M.L.: Il s’agit de deux cantons. Effectivement, ce furent deux défaites douloureuses, à Berne comme à Bâle-Campagne. Nous avons analysé ces résultats et y avons trouvé des raisons différentes, qui n’ont aucun lien avec les élections fédérales à venir. Mais il est évidemment toujours difficile de communiquer qu’une défaite cantonale n’a rien à avoir avec les élections fédérales. Nous avons mal commencé cette année électorale. Mais nous pensons que les citoyens ont d’autres critères lorsqu’ils doivent renouveler leurs représentants fédéraux. Nous serons jugés sur des thèmes fédéraux. En tant que parti fédéral, nous avons d’autres possibilités de collaborer à la recherche de solutions que dans les cantons.
swissinfo.ch: Actuellement, votre parti ne semble rester fort que dans les cantons où il est né, soit les Grisons, Glaris et Berne. Comment voulez-vous vous implanter dans tout le pays, et surtout en Suisse romande?
M.L.: Nous divisons les cantons en trois catégories. Premièrement, les cantons fondateurs, Glaris, Berne et Grisons, où nous sommes une force importante, avec des représentants au gouvernement. Ensuite, il y a les cantons où nous sommes présents, mais sans élus. Il est difficile de se montrer, politiquement, bien que nombre de nos membres s’y engagent fortement.
Et il y a une catégorie intermédiaire: dans certains cantons, nous sommes élus dans les législatifs, avons parfois aussi des groupes parlementaires. Selon l’analyse que nous avons menée après les élections à Bâle-Campagne, mi-février, nous n’avons pas bien réussi à utiliser cette plateforme pour nous profiler sur le plan cantonal.
C’est pourquoi nous pensons qu’il est juste de lancer la campagne électorale fédérale maintenant, car, sur le plan fédéral, le PBD s’est engagé avec succès ces dernières années sur différents thèmes et continuera à le faire. Si les citoyens prennent ces thèmes et notre travail en considération et comme critère de choix, je pense que nous serons soutenus et récompensés pour ce travail.
swissinfo.ch: Certaines personnes disent du PBD qu’il est «le plus petit parti à s’offrir un conseiller fédéral». Quelles chances donnez-vous à votre conseillère fédérale après les élections? Pourrez-vous maintenir son siège avec un poids électoral de quelque 5% tel qu’il est actuellement?

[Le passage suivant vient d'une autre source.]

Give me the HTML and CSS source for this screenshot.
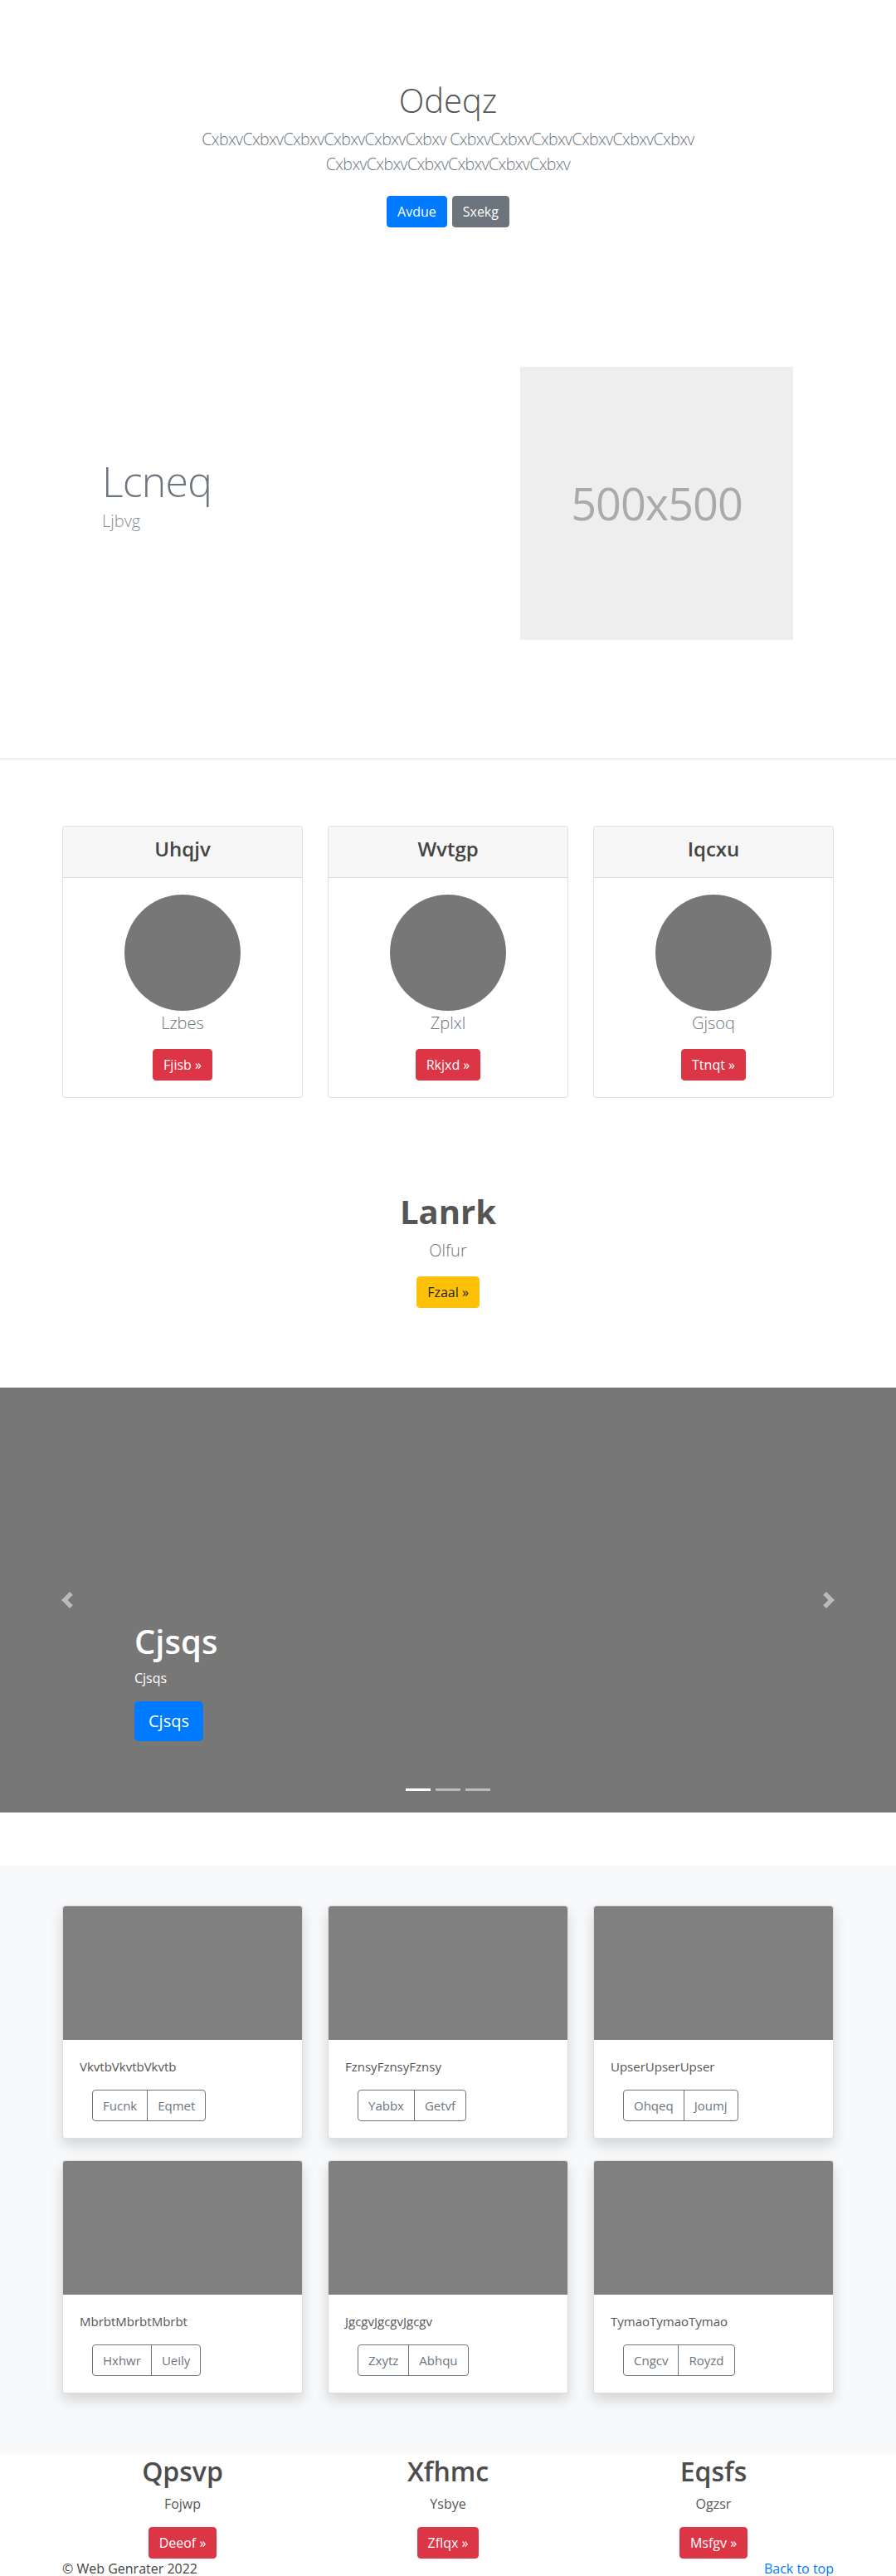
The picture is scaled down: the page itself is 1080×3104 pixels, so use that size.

M.L.: Nous sommes le plus petit parti représenté au Conseil fédéral, nous ne le nions pas. Nous ne voulons pas paraître plus grands que ce que nous sommes. Nous n’avons pas choisi cette voie. La naissance du PBD est très particulière, puisqu’il grandit du haut vers le bas et non l’inverse. Mais nous voulons nous engager et nous établir en tant que force recherchant des solutions, avec notre conseillère fédérale, mais aussi indépendamment d’elle. Nous sommes convaincus que les forces axées sur les solutions sortiront renforcées des urnes, en octobre, que nous avons notre place au Parlement et que, ainsi, les majorités du Parlement resteront reflétées au Conseil fédéral.
Notre conseillère fédérale joue un rôle important au sein du gouvernement. Outre l’excellence de son travail, elle garantit la formation de majorités pour que des projets importants se poursuivent à long terme, comme le tournant énergétique, la réforme de l’imposition des entreprises, la réforme de la place financière ou encore le maintien des bilatérales. Il ne serait pas bon que d’autres majorités au Conseil fédéral impliquent des changements de cap à 180 degrés.
swissinfo.ch: Votre parti aura-t-il alors un siège au gouvernement fédéral en 2016?
M.L.: C’est mon pronostic, et je pense que notre conseillère fédérale sera soutenue par un centre et par un PBD renforcés.